Over a number of years the Court of Justice of the European Union (CJEU) has developed two “in-house” or “public-public” exceptions to the EU procurement rules. Where these exceptions apply contracting authorities are able to award contracts direct to other organisations without following an EU procurement process. The two exceptions are often called the “Teckal” and "Hamburg” exceptions, referring to the CJEU cases in which they were first established.
The new Directive codifies the Teckal and Hamburg exceptions. These exceptions are now covered by Article 12/Regulation 12 of the Directive, under the heading “Public contracts between entities within the public sector”.
The Teckal exception – award of a contract to an “in-house” entity
This covers the situation where a contracting authority sets up a separate legal entity and then awards contracts to that legal entity – referred to as the “controlled body” in this Byte. For the Teckal exception to apply a two part test has to be satisfied, relating to control and activity:
- Control: the controlling authority has to exercise sufficient control over the controlled body; and
- Activity: the controlled body has to carry out the essential part of its activities for its owner authority.
Extensive CJEU case law has developed and refined both parts of the two part Teckal test. In addition there is a requirement that there is no private sector participation in the body which satisfies the two part test
The new Regulations
The two part test has been incorporated into the Directive and the Public Contracts Regulations, with some further helpful clarification. The Regulations also include a provision relating to private sector participation.
The “control” part of the test is expressed in a similar way to the current Teckal test developed by case law. The control must be similar to that which the contracting authority exercises over its own departments. Regulation 12 confirms that sufficient control is deemed to exist where the contracting authority exercises “decisive influence over both strategic objectives and significant decisions” of the controlled body.
Regulation 12 also confirms the principle established in case law that there can be more than one contracting authority owner. So joint control is permitted, subject to satisfying specified conditions.
There has been considerable uncertainty around what level of activity is required to satisfy the second part of the Teckal test. This has now been clarified. The concept of “essential activity” is replaced with a requirement that the level of activity carried out by the controlled body for the owner authority is “more than 80%”.
The provisions on joint control mean that where there is more than one contracting authority owner the levels of activity can vary for each for different owners. The requirement for more than 80% activity is satisfied by calculating the activity carried out for all of the owner authorities.
Sometimes a contracting authority will own more than one controlled body. The calculation of the +80% figure can include activities undertaken by one controlled body for another controlled body. The same applies where a number of authorities exercise joint control over more than one controlled body. In this case the provisions seem to require that the same owner authorities control each of the controlled bodies concerned.
Private sector participation
No “direct private capital participation” in the controlled body is allowed. There is an exception to this general rule which permits “non-controlling and non-blocking forms of private capital participation” where (1) it is required by national legislation; and (2) where those participants do not exert a decisive influence on the controlled body. This allows for the possibility of certain forms of government sanctioned private investment, for example.

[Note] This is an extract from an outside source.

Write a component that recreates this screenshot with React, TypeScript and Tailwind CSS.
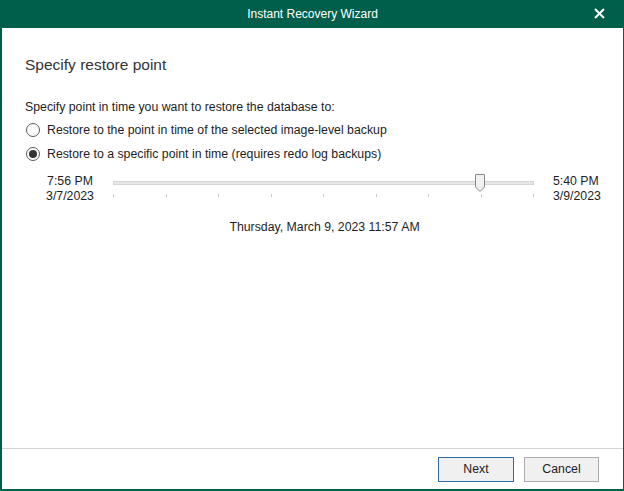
import React from "react";

const ticks = [0, 1, 2, 3, 4, 5, 6, 7, 8];

const Radio = ({ checked, label }: { checked?: boolean; label: string }) => (
  <div className="flex items-center h-6">
    <span className="w-[14px] h-[14px] rounded-full border border-[#5a5a5a] bg-white flex items-center justify-center ml-[24px] mr-[7px]">
      {checked && <span className="w-[8px] h-[8px] rounded-full bg-[#333]" />}
    </span>
    <span>{label}</span>
  </div>
);

export default function App() {
  return (
    <div
      className="w-[624px] h-[491px] flex flex-col bg-white text-[12.3px] text-[#1e1e1e] border-l-2 border-r border-b-2 border-[#005f4b]"
      style={{ fontFamily: '"Liberation Sans", Arial, sans-serif' }}
    >
      <div className="h-[28px] -mx-[1px] bg-[#005f4b] text-white flex items-center justify-center relative shrink-0">
        <span className="text-[12px]">Instant Recovery Wizard</span>
        <svg className="absolute right-[19px] top-[8px]" width="11" height="11" viewBox="0 0 11 11">
          <path d="M1 1L10 10M10 1L1 10" stroke="white" strokeWidth="2" />
        </svg>
      </div>

      <div className="flex-1 flex flex-col">
        <div className="text-[15.5px] text-[#333] pl-[23px] pt-[25px] h-[68px]">Specify restore point</div>
        <div className="pl-[23px] h-[22px] flex items-center">Specify point in time you want to restore the database to:</div>
        <Radio label="Restore to the point in time of the selected image-level backup" />
        <Radio checked label="Restore to a specific point in time (requires redo log backups)" />

        <div className="flex items-start mt-[8px]">
          <div className="w-[111px] pl-[44px] text-center leading-[15px]">
            <div className="w-[48px]">7:56 PM</div>
            <div className="w-[48px]">3/7/2023</div>
          </div>
          <div className="w-[421px] relative h-[30px]">
            <div className="absolute left-0 right-0 top-[7px] h-[4px] bg-[#e7e7e7] border border-[#d6d6d6]" />
            {ticks.map((t) => (
              <div
                key={t}
                className="absolute top-[20px] w-[1px] h-[3px] bg-[#c8c8c8]"
                style={{ left: `${t * 52.5}px` }}
              />
            ))}
            <svg className="absolute left-[361px] top-[0px]" width="12" height="19" viewBox="0 0 12 19">
              <path d="M1.5 0.5H10.5V13L6 17.5L1.5 13Z" fill="#f0f0f0" stroke="#8a8a8a" />
            </svg>
          </div>
          <div className="ml-[19px] leading-[15px] text-left">
            <div>5:40 PM</div>
            <div>3/9/2023</div>
          </div>
        </div>

        <div className="mt-[14px] text-center pl-[24px]">Thursday, March 9, 2023 11:57 AM</div>
      </div>

      <div className="h-[41px] border-t border-[#d4d4d4] flex items-start justify-end pt-[8px] pr-[24px] gap-[10px] shrink-0">
        <button className="w-[76px] h-[25px] border border-[#2f6da3] bg-[#f0f0f0]">Next</button>
        <button className="w-[75px] h-[25px] border border-[#adadad] bg-[#f0f0f0]">Cancel</button>
      </div>
    </div>
  );
}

Contracts between controlled bodies and “reverse Teckal”
There is a specific provision which permits one controlled body to award a contract to another controlled body where both of them are owned by the same contracting authority. The same provision also permits a controlled body to award a contract to its controlling contracting authority owner – this is sometimes referred to as “reverse Teckal”.
This provision does not apply to controlled bodies which are jointly controlled by more than one contracting authority.
The Hamburg exception - inter-authority cooperation
The “Hamburg” exception developed by the CJEU permits the establishment, in certain circumstances, of cooperation arrangements between contracting authorities without the need to follow EU procurement rules. The arrangements must be genuinely cooperative and non-commercial in nature.
The Directive/Regulations have clarified the circumstances where the exception will apply. The arrangements must be concluded exclusively between two or more contracting authorities, no private participation is permitted.
Article 12(4)/Regulation 12(7) sets out three conditions which must all be satisfied:
- the contract establishes or implements a cooperation between the participating contracting authorities with the aim of ensuring that public services they have to perform are provided with a view to achieving objectives they have in common;
- the implementation of that cooperation is governed solely by considerations relating to the public interest; and
- the participating contracting authorities perform on the open market less than 20% of the activities concerned by the co-operation.
The last condition arguably provides greater flexibility that the current case law on the “Hamburg” exception which appears not to permit commercial market activity.
Calculation of Activity levels
Article 12/Regulation 12 also contains provisions concerning the calculation of the required +80%/-20% activity levels. The calculations are to be based on average total turnover or “an appropriate alternative activity-based measure” for three years preceding the contract award.
There are also provisions covering the situation where data for the preceding three years is not available or is no longer relevant because the relevant organisation had not been created, was not active or has been reorganised. In these cases “it shall be sufficient to show that the measurement of activity is credible, particularly by means of business projections”. These rather vague provisions leave quite a lot of room for interpretation of precisely what evidence is needed to establish the required levels of activity.